© JUNGE FREIHEIT Verlag GmbH & Co.  www.jungefreiheit.de    01/00 24. Dezember / 31. Dezember 1999


Zitate

"Während des halbstündigen Interviews, das Helmut Kohl dem ZDF am Donnerstagabend gegeben hat, fiel unsichtbar, aber ganz unverkennbar der Mantel der Geschichte von seinen Schultern. Am Ende saß wieder der Kohl der achtziger Jahre im Studio, die beleidigte Unschuld vom Lande, der patzige, schlecht erzogene, schlecht formulierende, sich in einem Gewirr widersprüchlicher Affekte verheddernde Provinzpolitiker; jene Verkörperung der Peinlichkeit, die von langer Folter weich-gekochte Intellektuelle irgendwann einmal zu lieben vorgaben, um ihre endlose Niederlage gegenüber dieser zähen Niedrigkeit zu bedecken wie eine Blöße, für die man sich schämen muß. (...) Redliche deutsche Staatsbürgr, die für einen guten Zweck Gesetze brechen, dürfen sich auf das Wort ihres Spießgesellen verlassen, auch wenn es sich dabei um den deutschen Bundeskanzler handelt, der sich auf die Einhaltung der Gesetze und Treue zur Verfassung eigens verpflichtet hat.
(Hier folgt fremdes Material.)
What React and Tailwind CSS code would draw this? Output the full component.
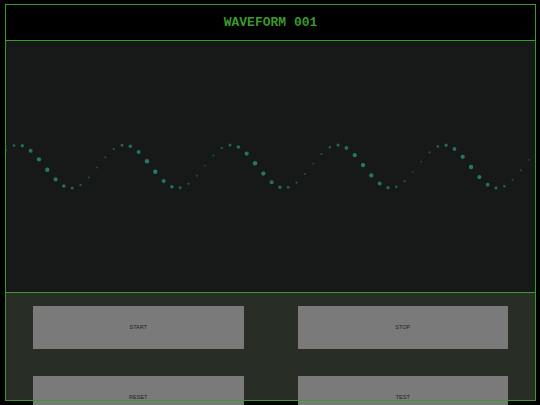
import React from "react";

// sine wave of dots, computed in page pixel coordinates
const dots = Array.from({ length: 64 }, (_, i) => {
  const x = 5.7 + 8.31 * i;
  const phase = (2 * Math.PI * (x - 18)) / 106.5;
  const y = 166.5 - 21.5 * Math.cos(phase);
  const s = Math.sin(phase);
  return { x, y, r: 1.55 + 0.65 * s, o: 0.8 + 0.2 * s };
});

const buttons = ["START", "STOP", "RESET", "TEST"];

export default function App() {
  return (
    <div className="min-h-[405px] w-[540px] overflow-hidden bg-black pt-[4px]">
      <div className="relative ml-[5px] flex h-[397px] w-[531px] flex-col p-px">
        <div className="flex h-[36px] shrink-0 items-center justify-center border-b border-[#3a9a2c] bg-black">
          <h1 className="font-['Liberation_Mono',monospace] text-[13px] font-bold text-[#3a9a2c]">
            WAVEFORM 001
          </h1>
        </div>

        <div className="h-[252px] shrink-0 border-b border-[#3a9a2c] bg-[#161917]">
          <svg width="529" height="251" viewBox="6 41 529 251" className="block">
            {dots.map((d, i) => (
              <circle key={i} cx={d.x} cy={d.y} r={d.r} fill="#24796d" opacity={d.o} />
            ))}
          </svg>
        </div>

        <div className="grid h-[107px] shrink-0 grid-cols-2 gap-x-[54px] gap-y-[27px] bg-[#282e26] px-[27px] pt-[13px]">
          {buttons.map((b) => (
            <button
              key={b}
              className="flex h-[43px] items-center justify-center bg-[#7a7a7a] font-['Liberation_Sans',sans-serif] text-[5.5px] text-[#222]"
            >
              {b}
            </button>
          ))}
        </div>

        <div className="pointer-events-none absolute inset-0 border border-[#3a9a2c]" />
      </div>
    </div>
  );
}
Klarer kann man die Prioritäten, mit denen das System Kohl offenbar funktionierte, nicht offenlegen: Die mafiose Abmachung unter Privatleuten fern von allem Regierungshandeln genießt höhere Geltung als ein Artikel des Grundgesetzes."
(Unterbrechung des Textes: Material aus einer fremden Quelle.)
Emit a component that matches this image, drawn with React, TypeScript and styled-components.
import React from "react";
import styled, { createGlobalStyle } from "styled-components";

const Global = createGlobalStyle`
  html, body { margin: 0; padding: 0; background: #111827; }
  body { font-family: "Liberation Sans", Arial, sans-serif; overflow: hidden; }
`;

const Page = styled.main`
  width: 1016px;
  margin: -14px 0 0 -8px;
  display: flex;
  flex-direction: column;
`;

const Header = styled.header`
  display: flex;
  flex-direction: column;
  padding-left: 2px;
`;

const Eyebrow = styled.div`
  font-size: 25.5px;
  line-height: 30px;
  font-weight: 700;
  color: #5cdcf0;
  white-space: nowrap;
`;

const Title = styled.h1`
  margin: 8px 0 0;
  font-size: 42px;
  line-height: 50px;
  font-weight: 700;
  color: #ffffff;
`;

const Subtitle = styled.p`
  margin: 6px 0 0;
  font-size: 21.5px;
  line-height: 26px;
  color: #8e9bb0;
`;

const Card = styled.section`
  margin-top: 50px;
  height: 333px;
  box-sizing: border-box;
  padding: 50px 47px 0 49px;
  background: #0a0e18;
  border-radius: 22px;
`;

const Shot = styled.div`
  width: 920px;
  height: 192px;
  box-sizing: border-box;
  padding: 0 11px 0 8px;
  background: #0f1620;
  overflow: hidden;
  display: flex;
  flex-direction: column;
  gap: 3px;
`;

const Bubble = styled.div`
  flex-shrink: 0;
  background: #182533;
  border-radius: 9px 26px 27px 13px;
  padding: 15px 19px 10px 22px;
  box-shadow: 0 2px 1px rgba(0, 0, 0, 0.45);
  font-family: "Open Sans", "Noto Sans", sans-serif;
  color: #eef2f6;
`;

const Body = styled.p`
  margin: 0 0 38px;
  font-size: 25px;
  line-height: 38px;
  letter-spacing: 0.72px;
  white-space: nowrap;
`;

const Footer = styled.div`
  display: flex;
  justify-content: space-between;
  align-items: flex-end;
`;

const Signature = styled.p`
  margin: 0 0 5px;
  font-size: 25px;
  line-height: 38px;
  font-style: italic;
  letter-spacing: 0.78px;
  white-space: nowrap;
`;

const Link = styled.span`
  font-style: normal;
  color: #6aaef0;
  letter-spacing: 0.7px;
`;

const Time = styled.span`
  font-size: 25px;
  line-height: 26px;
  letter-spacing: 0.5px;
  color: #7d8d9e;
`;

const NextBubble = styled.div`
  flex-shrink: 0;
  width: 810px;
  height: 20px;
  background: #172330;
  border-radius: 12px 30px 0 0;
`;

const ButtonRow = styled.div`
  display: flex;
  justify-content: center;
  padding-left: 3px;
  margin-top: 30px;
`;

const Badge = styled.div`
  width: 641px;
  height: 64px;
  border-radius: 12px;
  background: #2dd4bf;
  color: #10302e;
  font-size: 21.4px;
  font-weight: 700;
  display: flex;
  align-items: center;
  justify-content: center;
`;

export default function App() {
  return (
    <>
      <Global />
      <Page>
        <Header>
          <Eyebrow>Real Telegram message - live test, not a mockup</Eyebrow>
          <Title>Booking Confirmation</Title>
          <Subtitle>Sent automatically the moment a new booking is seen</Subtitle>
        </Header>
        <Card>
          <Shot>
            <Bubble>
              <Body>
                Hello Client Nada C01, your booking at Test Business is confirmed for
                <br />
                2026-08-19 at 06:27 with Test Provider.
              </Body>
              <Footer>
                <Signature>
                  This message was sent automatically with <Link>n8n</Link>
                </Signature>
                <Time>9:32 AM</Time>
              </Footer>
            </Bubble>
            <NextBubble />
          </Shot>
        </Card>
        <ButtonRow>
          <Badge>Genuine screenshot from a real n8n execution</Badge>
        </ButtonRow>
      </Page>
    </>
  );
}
Gustav Seibt in der "Berliner Zeitung" vom 18. Dezember 1999

 

 

"Manche Geldgeber haben ihre Spenden nur unter der Bedingung gegeben, daß sie anonym blieben. Ihre Anonymität war die Voraussetzung dafür, daß sie überhaupt spendeten. Deshalb erfolgten die Spenden auch in bar, weil sonst die Anonymität nicht gewährleistet gewesen wäre. Ich selbst habe solche Beträge entgegengenomen und sie an einen Mitarbeiter der Bundesgeschäftsstelle für die Parteiarbeit weitergereicht. Niemand sonst von der Parteiführung hat davon gewußt – weder der damalige Generalsekretär Peter Hintze, auch nicht sein Vorgänger Volker Rühe und auch nicht der jetzige Parteivorsitzende Wolfgang Schäuble."

Helmut Kohl in der "Welt am Sonntag" vom 19. Dezember 1999

 

 

"Helmut Kohl wird von seinem Parteivorsitzenden Schäuble im Feudalstil als ‘Patriarch’ gekennzeichnet. Ohne die Spur eines Unrechtsbewußtseins erklärt Kohl, er brauche sich nicht an Gesetze zu halten, wenn sie seinen persönlichen Vorstellungen widersprechen. Bemerkenswert, daß all dies nur per Zufall aufflog und bis heute Parteifreunde Nachprüfungen von CDU-Kassen blockieren. Die Ausflüchte von Kohl sind in Deutschland kein Thema. In den USA wären sie dies. Für das Establishment der Berufspolitiker ist ein Leitmotiv kennzeichnend. Für Politiker gelten nicht die Maßstäbe, denen wir uns als Bürger – dem ersten Teil der Gesellschaft – verpflichtet fühlen sollen."

Erwin K. Scheuch, Soziologie-Professor und Parteienkritiker, in der "BZ am Sonntag" vom 19. Dezember 1999

 

 

"Die immer wieder gestreuten Spekulationen, daß Entscheidungen der von Kohl geführten Regierung käuflich gewesen seien, sind bisher auch durch Wiederholung nicht plausibler geworden. Kohl könnte solche Angriffe am besten dadurch abwehren, daß er sich auch in dieser (...) Lage staatsmännisch verhält, also nicht nur von ‘Fehlern’ spricht, sondern ohne Wenn und Aber eingesteht, daß er gegen Gesetze verstoßen hat. Dazu gehörte es, daß er seine in vielen Jahre eingeübte Attitüde aufgibt, von den vielen Stürmen zu sprechen, denen er in seinem politischen Leben getrotzt habe. (...) Und noch schwerer tun sich historische Ausnahmegestalten mit der Einsicht, daß es für sie keine Ausnahmeethik geben darf, sondern daß die moralischen und rechtlichen Anforderungen an Politiker, die viel Macht haben, in der Demokratie nicht geringer, sondern größer sind als diejenigen, die an den ‘kleinen Mann’ gestellt werden."